### Task goal
Return the listing below verbatim. Pictures do not belong in the copy.

--- start ---

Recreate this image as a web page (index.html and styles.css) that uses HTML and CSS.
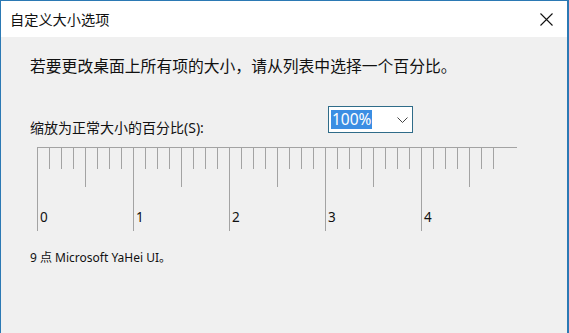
FILE: index.html
```html
<!DOCTYPE html>
<html lang="zh-CN">
<head>
<meta charset="utf-8">
<title>自定义大小选项</title>
<link rel="stylesheet" href="styles.css">
</head>
<body>
<div class="window">
  <div class="titlebar">
    <span class="title">自定义大小选项</span>
    <svg class="close" width="13" height="13" viewBox="0 0 13 13"><path d="M0.5 0.5 L12.5 12.5 M12.5 0.5 L0.5 12.5" stroke="#111" stroke-width="1.1" fill="none"/></svg>
  </div>
  <div class="content">
    <p class="intro">若要更改桌面上所有项的大小，请从列表中选择一个百分比。</p>
    <div class="scale-row">
      <label class="scale-label">缩放为正常大小的百分比(S):</label>
      <div class="combo">
        <span class="combo-value">100%</span>
        <svg class="chevron" width="11" height="6" viewBox="0 0 11 6"><path d="M0.5 0.5 L5.5 5.5 L10.5 0.5" stroke="#444" stroke-width="1" fill="none"/></svg>
      </div>
    </div>
    <svg class="ruler" width="482" height="84" viewBox="0 0 482 84" shape-rendering="crispEdges">
      <g stroke="#a3a3a3" stroke-width="1">
        <line x1="1" y1="0.5" x2="481" y2="0.5"/>
        <line x1="1.5" y1="0" x2="1.5" y2="84"/>
        <line x1="13.5" y1="0" x2="13.5" y2="22"/>
        <line x1="25.5" y1="0" x2="25.5" y2="22"/>
        <line x1="37.5" y1="0" x2="37.5" y2="22"/>
        <line x1="49.5" y1="0" x2="49.5" y2="40"/>
        <line x1="61.5" y1="0" x2="61.5" y2="22"/>
        <line x1="73.5" y1="0" x2="73.5" y2="22"/>
        <line x1="85.5" y1="0" x2="85.5" y2="22"/>
        <line x1="97.5" y1="0" x2="97.5" y2="84"/>
        <line x1="109.5" y1="0" x2="109.5" y2="22"/>
        <line x1="121.5" y1="0" x2="121.5" y2="22"/>
        <line x1="133.5" y1="0" x2="133.5" y2="22"/>
        <line x1="145.5" y1="0" x2="145.5" y2="40"/>
        <line x1="157.5" y1="0" x2="157.5" y2="22"/>
        <line x1="169.5" y1="0" x2="169.5" y2="22"/>
        <line x1="181.5" y1="0" x2="181.5" y2="22"/>
        <line x1="193.5" y1="0" x2="193.5" y2="84"/>
        <line x1="205.5" y1="0" x2="205.5" y2="22"/>
        <line x1="217.5" y1="0" x2="217.5" y2="22"/>
        <line x1="229.5" y1="0" x2="229.5" y2="22"/>
        <line x1="241.5" y1="0" x2="241.5" y2="40"/>
        <line x1="253.5" y1="0" x2="253.5" y2="22"/>
        <line x1="265.5" y1="0" x2="265.5" y2="22"/>
        <line x1="277.5" y1="0" x2="277.5" y2="22"/>
        <line x1="289.5" y1="0" x2="289.5" y2="84"/>
        <line x1="301.5" y1="0" x2="301.5" y2="22"/>
        <line x1="313.5" y1="0" x2="313.5" y2="22"/>
        <line x1="325.5" y1="0" x2="325.5" y2="22"/>
        <line x1="337.5" y1="0" x2="337.5" y2="40"/>
        <line x1="349.5" y1="0" x2="349.5" y2="22"/>
        <line x1="361.5" y1="0" x2="361.5" y2="22"/>
        <line x1="373.5" y1="0" x2="373.5" y2="22"/>
        <line x1="385.5" y1="0" x2="385.5" y2="84"/>
        <line x1="397.5" y1="0" x2="397.5" y2="22"/>
        <line x1="409.5" y1="0" x2="409.5" y2="22"/>
        <line x1="421.5" y1="0" x2="421.5" y2="22"/>
        <line x1="433.5" y1="0" x2="433.5" y2="40"/>
        <line x1="445.5" y1="0" x2="445.5" y2="22"/>
        <line x1="457.5" y1="0" x2="457.5" y2="22"/>
      </g>
      <g class="ruler-nums">
        <text x="4" y="75">0</text>
        <text x="100" y="75">1</text>
        <text x="196" y="75">2</text>
        <text x="292" y="75">3</text>
        <text x="388" y="75">4</text>
      </g>
    </svg>
    <p class="font-note">9 点 Microsoft YaHei UI。</p>
  </div>
</div>
</body>
</html>
```

FILE: styles.css
```css
html, body {
  margin: 0;
  padding: 0;
  background: #f0f0f0;
}

body {
  font-family: "Noto Sans", "Noto Sans CJK SC", sans-serif;
  color: #111;
}

.window {
  width: 569px;
  height: 333px;
  box-sizing: border-box;
  border-top: 1px solid #2b79b4;
  border-left: 1px solid #2b79b4;
  border-right: 2px solid #2b79b4;
  background: #f0f0f0;
  display: flex;
  flex-direction: column;
  overflow: hidden;
}

.titlebar {
  height: 36px;
  flex: none;
  background: #ffffff;
  display: flex;
  align-items: center;
  justify-content: space-between;
  padding: 0 14px 0 9px;
}

.title {
  font-family: "Noto Sans CJK SC", sans-serif;
  font-size: 14.2px;
  color: #111;
}

.close {
  display: block;
  margin-top: 1px;
}

.content {
  flex: 1;
  display: flex;
  flex-direction: column;
  padding: 0 0 0 29px;
}

.intro {
  margin: 18px 0 0 0;
  font-family: "Noto Sans CJK SC", sans-serif;
  font-size: 15.8px;
  line-height: 22px;
  color: #111;
}

.scale-row {
  display: flex;
  align-items: flex-start;
  margin-top: 29px;
}

.scale-label {
  font-family: "Noto Sans", "Noto Sans CJK SC", sans-serif;
  font-size: 14px;
  line-height: 20px;
  margin-top: 12px;
  width: 298px;
  color: #111;
}

.combo {
  width: 85px;
  height: 27px;
  box-sizing: border-box;
  border: 1px solid #2f6c89;
  background: #ffffff;
  display: flex;
  align-items: center;
  justify-content: space-between;
  padding: 0 4px 0 2px;
}

.combo-value {
  background: #3b8ee3;
  color: #ffffff;
  font-family: "Noto Sans", sans-serif;
  font-size: 15.5px;
  line-height: 19px;
  height: 19px;
  padding: 0 1px;
}

.chevron {
  display: block;
  margin-top: 1px;
}

.ruler {
  display: block;
  margin: 9px 0 0 6px;
}

.ruler-nums {
  font-family: "Noto Sans", sans-serif;
  font-size: 13.5px;
  fill: #111;
}

.font-note {
  margin: 19px 0 0 0;
  font-family: "Noto Sans", "Noto Sans CJK SC", sans-serif;
  font-size: 12px;
  line-height: 16px;
  color: #111;
}
```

--- end ---

### Task solution
Recreate this image as a web page (index.html and styles.css) that uses HTML and CSS.
FILE: index.html
```html
<!DOCTYPE html>
<html lang="zh-CN">
<head>
<meta charset="utf-8">
<title>自定义大小选项</title>
<link rel="stylesheet" href="styles.css">
</head>
<body>
<div class="window">
  <div class="titlebar">
    <span class="title">自定义大小选项</span>
    <svg class="close" width="13" height="13" viewBox="0 0 13 13"><path d="M0.5 0.5 L12.5 12.5 M12.5 0.5 L0.5 12.5" stroke="#111" stroke-width="1.1" fill="none"/></svg>
  </div>
  <div class="content">
    <p class="intro">若要更改桌面上所有项的大小，请从列表中选择一个百分比。</p>
    <div class="scale-row">
      <label class="scale-label">缩放为正常大小的百分比(S):</label>
      <div class="combo">
        <span class="combo-value">100%</span>
        <svg class="chevron" width="11" height="6" viewBox="0 0 11 6"><path d="M0.5 0.5 L5.5 5.5 L10.5 0.5" stroke="#444" stroke-width="1" fill="none"/></svg>
      </div>
    </div>
    <svg class="ruler" width="482" height="84" viewBox="0 0 482 84" shape-rendering="crispEdges">
      <g stroke="#a3a3a3" stroke-width="1">
        <line x1="1" y1="0.5" x2="481" y2="0.5"/>
        <line x1="1.5" y1="0" x2="1.5" y2="84"/>
        <line x1="13.5" y1="0" x2="13.5" y2="22"/>
        <line x1="25.5" y1="0" x2="25.5" y2="22"/>
        <line x1="37.5" y1="0" x2="37.5" y2="22"/>
        <line x1="49.5" y1="0" x2="49.5" y2="40"/>
        <line x1="61.5" y1="0" x2="61.5" y2="22"/>
        <line x1="73.5" y1="0" x2="73.5" y2="22"/>
        <line x1="85.5" y1="0" x2="85.5" y2="22"/>
        <line x1="97.5" y1="0" x2="97.5" y2="84"/>
        <line x1="109.5" y1="0" x2="109.5" y2="22"/>
        <line x1="121.5" y1="0" x2="121.5" y2="22"/>
        <line x1="133.5" y1="0" x2="133.5" y2="22"/>
        <line x1="145.5" y1="0" x2="145.5" y2="40"/>
        <line x1="157.5" y1="0" x2="157.5" y2="22"/>
        <line x1="169.5" y1="0" x2="169.5" y2="22"/>
        <line x1="181.5" y1="0" x2="181.5" y2="22"/>
        <line x1="193.5" y1="0" x2="193.5" y2="84"/>
        <line x1="205.5" y1="0" x2="205.5" y2="22"/>
        <line x1="217.5" y1="0" x2="217.5" y2="22"/>
        <line x1="229.5" y1="0" x2="229.5" y2="22"/>
        <line x1="241.5" y1="0" x2="241.5" y2="40"/>
        <line x1="253.5" y1="0" x2="253.5" y2="22"/>
        <line x1="265.5" y1="0" x2="265.5" y2="22"/>
        <line x1="277.5" y1="0" x2="277.5" y2="22"/>
        <line x1="289.5" y1="0" x2="289.5" y2="84"/>
        <line x1="301.5" y1="0" x2="301.5" y2="22"/>
        <line x1="313.5" y1="0" x2="313.5" y2="22"/>
        <line x1="325.5" y1="0" x2="325.5" y2="22"/>
        <line x1="337.5" y1="0" x2="337.5" y2="40"/>
        <line x1="349.5" y1="0" x2="349.5" y2="22"/>
        <line x1="361.5" y1="0" x2="361.5" y2="22"/>
        <line x1="373.5" y1="0" x2="373.5" y2="22"/>
        <line x1="385.5" y1="0" x2="385.5" y2="84"/>
        <line x1="397.5" y1="0" x2="397.5" y2="22"/>
        <line x1="409.5" y1="0" x2="409.5" y2="22"/>
        <line x1="421.5" y1="0" x2="421.5" y2="22"/>
        <line x1="433.5" y1="0" x2="433.5" y2="40"/>
        <line x1="445.5" y1="0" x2="445.5" y2="22"/>
        <line x1="457.5" y1="0" x2="457.5" y2="22"/>
      </g>
      <g class="ruler-nums">
        <text x="4" y="75">0</text>
        <text x="100" y="75">1</text>
        <text x="196" y="75">2</text>
        <text x="292" y="75">3</text>
        <text x="388" y="75">4</text>
      </g>
    </svg>
    <p class="font-note">9 点 Microsoft YaHei UI。</p>
  </div>
</div>
</body>
</html>
```

FILE: styles.css
```css
html, body {
  margin: 0;
  padding: 0;
  background: #f0f0f0;
}

body {
  font-family: "Noto Sans", "Noto Sans CJK SC", sans-serif;
  color: #111;
}

.window {
  width: 569px;
  height: 333px;
  box-sizing: border-box;
  border-top: 1px solid #2b79b4;
  border-left: 1px solid #2b79b4;
  border-right: 2px solid #2b79b4;
  background: #f0f0f0;
  display: flex;
  flex-direction: column;
  overflow: hidden;
}

.titlebar {
  height: 36px;
  flex: none;
  background: #ffffff;
  display: flex;
  align-items: center;
  justify-content: space-between;
  padding: 0 14px 0 9px;
}

.title {
  font-family: "Noto Sans CJK SC", sans-serif;
  font-size: 14.2px;
  color: #111;
}

.close {
  display: block;
  margin-top: 1px;
}

.content {
  flex: 1;
  display: flex;
  flex-direction: column;
  padding: 0 0 0 29px;
}

.intro {
  margin: 18px 0 0 0;
  font-family: "Noto Sans CJK SC", sans-serif;
  font-size: 15.8px;
  line-height: 22px;
  color: #111;
}

.scale-row {
  display: flex;
  align-items: flex-start;
  margin-top: 29px;
}

.scale-label {
  font-family: "Noto Sans", "Noto Sans CJK SC", sans-serif;
  font-size: 14px;
  line-height: 20px;
  margin-top: 12px;
  width: 298px;
  color: #111;
}

.combo {
  width: 85px;
  height: 27px;
  box-sizing: border-box;
  border: 1px solid #2f6c89;
  background: #ffffff;
  display: flex;
  align-items: center;
  justify-content: space-between;
  padding: 0 4px 0 2px;
}

.combo-value {
  background: #3b8ee3;
  color: #ffffff;
  font-family: "Noto Sans", sans-serif;
  font-size: 15.5px;
  line-height: 19px;
  height: 19px;
  padding: 0 1px;
}

.chevron {
  display: block;
  margin-top: 1px;
}

.ruler {
  display: block;
  margin: 9px 0 0 6px;
}

.ruler-nums {
  font-family: "Noto Sans", sans-serif;
  font-size: 13.5px;
  fill: #111;
}

.font-note {
  margin: 19px 0 0 0;
  font-family: "Noto Sans", "Noto Sans CJK SC", sans-serif;
  font-size: 12px;
  line-height: 16px;
  color: #111;
}
```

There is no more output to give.